Schlotts Aufgabe wird nach seinen eigenen Worten nun sein, in Zusammenarbeit mit der Stadt und Partnern bis zum Frühsommer 2019 mit modernsten Mitteln aus der Festung einen „Erinnerungs- und Erlebnisort“ zu unserer Demokratiegeschichte zu machen: „Die Zeit der Schilder ist definitiv vorbei. Wir müssen uns Neues einfallen lassen“. „Gebautes“, so Schlott auf Nachfrage, „ist dabei gar nicht mehr vorgesehen.“

Das folgende Konzertprogramm, das in der Ankündigung unter dem Motto „Volksglaube, Aufklärung, Revolution“ stand, litt nun etwas unter der stark verkürzten Moderation: Die Programmzusammenstellung vornehmlich mit geistlichen Chor- und Orchesterwerken von Bach, Praetorius und Telemann führte die Zuhörer tief ins 17. und 18. Jahrhundert zurück, einer Zeit, als die Orchestermusik weitgehend dem Adel und den Fürstenhöfen vorbehalten war und von „kultureller Teilhabe“ noch nicht viel zu spüren war. Durchbrochen wurden die engagierten und präzise gebrachten Vorträge von Chor, Solisten und Orchester durch die „Sinfonie Veneziana“ von Antonio Vivaldi, die das Publikum ins mondäne Venedig der Dogen im 18. Jahrhundert führte, untermalt – wie der ganze Abend – von großformatigen Projektionen der Venedig-Gemälde Canalettos auf der großen Bühnenleinwand. Der Abend fand, musikalisch eingerahmt von der Europahymne, seinen krönenden Abschluss natürlich mit Georg Friedrich Händels „Halleluja“ und dem gemeinsam mit dem Publikum gesungenen Weihnachtslied „Macht hoch die Tür, die Tor‘ macht weit“.
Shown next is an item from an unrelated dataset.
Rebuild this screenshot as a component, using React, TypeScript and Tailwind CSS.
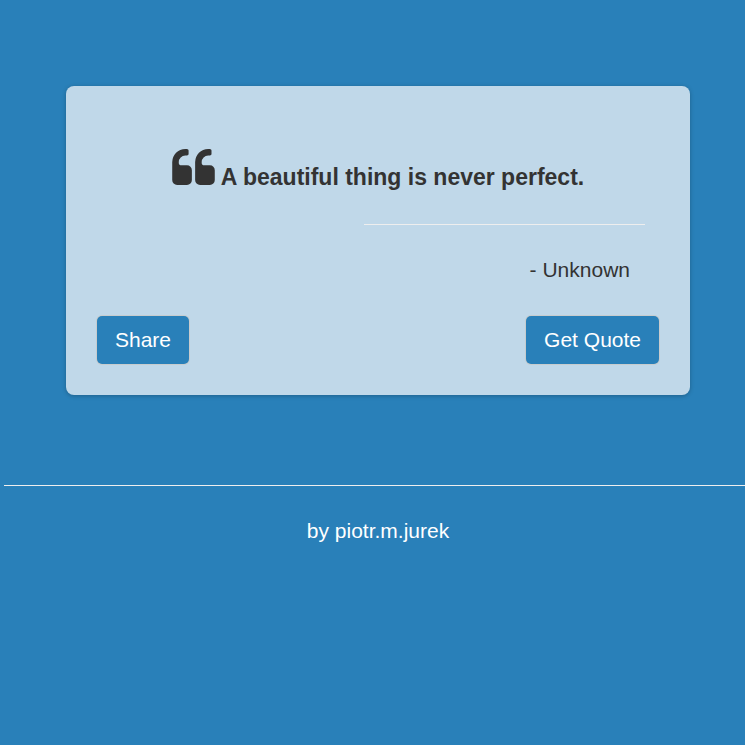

Bürgermeister Leonhard Helm stellte sich ebenfalls in seiner kurzen Ansprache hinter das Anliegen des nun vom Land geförderten Projektes, vergaß aber auch nicht, den Königsteinern eine besinnliche und ruhige Weihnachtszeit zu wünschen. In der Pause waren angeregte Diskussionen zu beobachten, darunter auch mit Repräsentanten des Stadtparlaments und Bürgermeisterkandidat Ascan Iredi. Worum es wohl ging?

Der Abend endete spannungsgeladen nach mehr als zwei Stunden: Ein außergewöhnliches Weihnachtskonzert mit Werken von Heinemann, Telemann, Bach, Beethoven und Staatsminister Wintermeyer eben ...

Ein bemerkenswerter Tag für Königstein: Gelöste Stimmung bei der Übergabe des symbolischen Schecks durch Staatsminister Axel Wintermeyer an Christoph Schlott, den Vorsitzenden von Terra Incognita e.V., im Hintergrund Jutta Nothacker.